What You Get vs. What's Missing¶

Capability	Status	Details
Token usage per agent turn	✅	`gen_ai.usage.input_tokens`, `.output_tokens`, `.total_tokens`
Model name	✅	`gen_ai.response.model` on agent turn span
Cache token tracking	✅	`cacheRead` and `cacheWrite` included in totals
Agent turn duration	✅	Full turn timing as span duration + histogram
Tool execution spans	✅	Individual `tool.*` spans per tool call
Connected traces	✅	`openclaw.request` → `openclaw.agent.turn` → `tool.*`
Per-LLM-call spans	❌	No individual `anthropic.chat` spans
Per-LLM-call latency	❌	Only full turn duration, not individual call timing
Multiple LLM calls per turn	⚠️	Token counts summed; can't distinguish individual calls
Request/response content	❌	No prompt/completion text capture on LLM calls
Standard GenAI dashboards	⚠️	Custom dashboards needed (not standard `gen_ai.*` span shape)

Why?¶

We attempted three approaches to enable auto-instrumentation. All failed due to OpenClaw's ESM module architecture.

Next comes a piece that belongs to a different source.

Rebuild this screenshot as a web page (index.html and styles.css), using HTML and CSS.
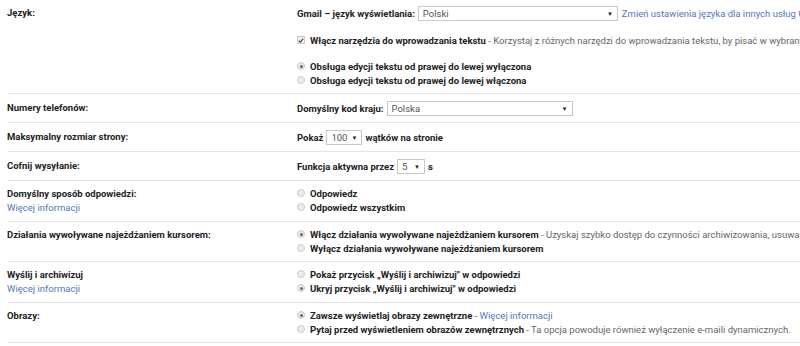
FILE: index.html
```html
<!DOCTYPE html>
<html>
<head>
	<title>Ustawienia</title>
	<link rel="stylesheet" href="styles.css">
</head>
<body>

<div class="settings">

	<div class="row">
		<div class="label">Język:</div>
		<div class="value">
			<div class="line">
				<b>Gmail – język wyświetlania:</b>
				<span class="select wide">Polski<span class="arrow">▼</span></span>
				<a class="link" href="#">Zmień ustawienia języka dla innych usług Google</a>
			</div>
			<div class="line gap">
				<span class="check"><svg width="7" height="7" viewBox="0 0 8 8"><path d="M1 4.2 L3.1 6.2 L7 1.6" fill="none" stroke="#444" stroke-width="1.6"/></svg></span>
				<b>Włącz narzędzia do wprowadzania tekstu</b><span class="desc">&nbsp;- Korzystaj z różnych narzędzi do wprowadzania tekstu, by pisać w wybranym języku.</span>
			</div>
			<div class="line gap"><span class="radio on"></span><b>Obsługa edycji tekstu od prawej do lewej wyłączona</b></div>
			<div class="line"><span class="radio"></span><b>Obsługa edycji tekstu od prawej do lewej włączona</b></div>
		</div>
	</div>

	<div class="row single">
		<div class="label">Numery telefonów:</div>
		<div class="value">
			<div class="line"><b>Domyślny kod kraju:</b> <span class="select country">Polska<span class="arrow">▼</span></span></div>
		</div>
	</div>

	<div class="row single">
		<div class="label">Maksymalny rozmiar strony:</div>
		<div class="value">
			<div class="line"><b>Pokaż</b> <span class="select num">100<span class="arrow">▼</span></span> <b>wątków na stronie</b></div>
		</div>
	</div>

	<div class="row single">
		<div class="label">Cofnij wysyłanie:</div>
		<div class="value">
			<div class="line"><b>Funkcja aktywna przez</b> <span class="select small">5<span class="arrow">▼</span></span> <b>s</b></div>
		</div>
	</div>

	<div class="row">
		<div class="label">Domyślny sposób odpowiedzi:<br><a class="link normal" href="#">Więcej informacji</a></div>
		<div class="value">
			<div class="line"><span class="radio"></span><b>Odpowiedz</b></div>
			<div class="line"><span class="radio"></span><b>Odpowiedz wszystkim</b></div>
		</div>
	</div>

	<div class="row">
		<div class="label">Działania wywoływane najeżdżaniem kursorem:</div>
		<div class="value">
			<div class="line"><span class="radio on"></span><b>Włącz działania wywoływane najeżdżaniem kursorem</b><span class="desc">&nbsp;- Uzyskaj szybko dostęp do czynności archiwizowania, usuwania, oznaczania jako przeczytane i odkładania.</span></div>
			<div class="line"><span class="radio"></span><b>Wyłącz działania wywoływane najeżdżaniem kursorem</b></div>
		</div>
	</div>

	<div class="row">
		<div class="label">Wyślij i archiwizuj<br><a class="link normal" href="#">Więcej informacji</a></div>
		<div class="value">
			<div class="line"><span class="radio"></span><b>Pokaż przycisk „Wyślij i archiwizuj" w odpowiedzi</b></div>
			<div class="line"><span class="radio on"></span><b>Ukryj przycisk „Wyślij i archiwizuj" w odpowiedzi</b></div>
		</div>
	</div>

	<div class="row">
		<div class="label">Obrazy:</div>
		<div class="value">
			<div class="line"><span class="radio on"></span><b>Zawsze wyświetlaj obrazy zewnętrzne</b><span class="desc">&nbsp;-&nbsp;</span><a class="link flat" href="#">Więcej informacji</a></div>
			<div class="line"><span class="radio"></span><b>Pytaj przed wyświetleniem obrazów zewnętrznych</b><span class="desc">&nbsp;- Ta opcja powoduje również wyłączenie e-maili dynamicznych.</span></div>
		</div>
	</div>

</div>

</body>
</html>
```

FILE: styles.css
```css
body { margin: 0; padding: 0; background: #fff; font-family: Roboto, "Noto Sans", sans-serif; font-size: 9.5px; color: #222; overflow: hidden; }

.settings { margin-left: 7px; }

.row { display: grid; grid-template-columns: 290px 1fr; padding: 5px 0 6px; border-bottom: 1px solid #e5e5e5; }
.row.single { padding: 6px 0 6px; }

.label { font-weight: bold; line-height: 14px; padding-top: 1px; }
.value { white-space: nowrap; overflow: hidden; }

.line { display: flex; align-items: center; height: 14px; }
.line > * { flex: none; }
.single .line { height: 16px; }
.row:first-child .line:first-child { height: 16px; }
.gap { margin-top: 12px; }

b { font-weight: bold; color: #222; }
.desc { color: #666; }

.link { color: #5577b6; text-decoration: none; margin-left: 1px; }
.link.normal, .link.flat { margin-left: 0; font-weight: normal; }

.select { display: inline-flex; align-items: center; justify-content: space-between; height: 13px; border: 1px solid #c8c8c8; background: #fff; color: #555; padding: 0 4px; margin: 0 3px; font-size: 9.5px; box-sizing: content-box; }
.select .arrow { font-size: 6px; color: #222; }
.select.wide { width: 190px; margin-left: 3px; }
.select.country { width: 176px; }
.select.num { width: 26px; }
.select.small { width: 18px; }

.radio { width: 8px; height: 8px; border: 1px solid #cacaca; border-radius: 50%; background: #ececec; margin-right: 5px; box-sizing: border-box; display: inline-flex; align-items: center; justify-content: center; }
.radio.on::after { content: ""; width: 3px; height: 3px; border-radius: 50%; background: #666; }

.check { width: 8px; height: 8px; border: 1px solid #cacaca; background: #f0f0f0; margin-right: 5px; box-sizing: border-box; display: inline-flex; align-items: center; justify-content: center; }
```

Approach 1: Plugin-Side SDK Patching¶

OpenClaw's plugin loader uses jiti (a CJS-compatible TypeScript loader). The @anthropic-ai/sdk package has dual entry points:

ESM: @anthropic-ai/sdk/index.mjs — loaded by @mariozechner/pi-ai (OpenClaw's LLM provider) via import
CJS: @anthropic-ai/sdk/index.js — loaded by the plugin via createRequire()

These are completely separate module instances with different prototypes. Patching the CJS version has zero effect on the ESM instance that actually handles LLM calls.

Additionally, jiti blocks native import() calls (ERR_VM_DYNAMIC_IMPORT_CALLBACK_MISSING), making it impossible to access the ESM instance from plugin code.

Approach 2: NODE_OPTIONS Preload with IITM¶

The standard OpenTelemetry approach for ESM instrumentation:

NODE_OPTIONS="--import ./instrumentation/preload.mjs"

This uses import-in-the-middle (IITM) to register ESM loader hooks that intercept module imports. However, IITM intercepts all ESM modules globally — not just the targeted ones.

When IITM wraps @mariozechner/pi-ai, it breaks the module's named exports:

SyntaxError: The requested module '@mariozechner/pi-ai' does not
provide an export named 'getEnvApiKey'

This crash-loops the gateway on startup.

Approach 3: Manual register() with IITM¶

Using register() from node:module to manually install IITM loader hooks produces the same crash — the hooks are global and cannot selectively skip modules.

Environment¶

Node.js v22.22.0
@opentelemetry/instrumentation 0.203.0
import-in-the-middle 1.15.0
@anthropic-ai/sdk 0.71.2

Path Forward¶

A feature request has been filed on the OpenClaw project suggesting:

LLM call events on the plugin API — emit llm_call_start/llm_call_end events so plugins can create per-call spans without monkey-patching
Built-in OTel hook in pi-ai — a callback around the actual SDK call in the provider layer
Fix IITM compatibility — investigate why IITM breaks @mariozechner/pi-ai exports
Native OTel support — bundle instrumentation directly in OpenClaw where it can control the loader lifecycle

Until one of these is implemented, the hook-based approach provides solid observability for token tracking, tool monitoring, and request tracing — just without per-LLM-call granularity.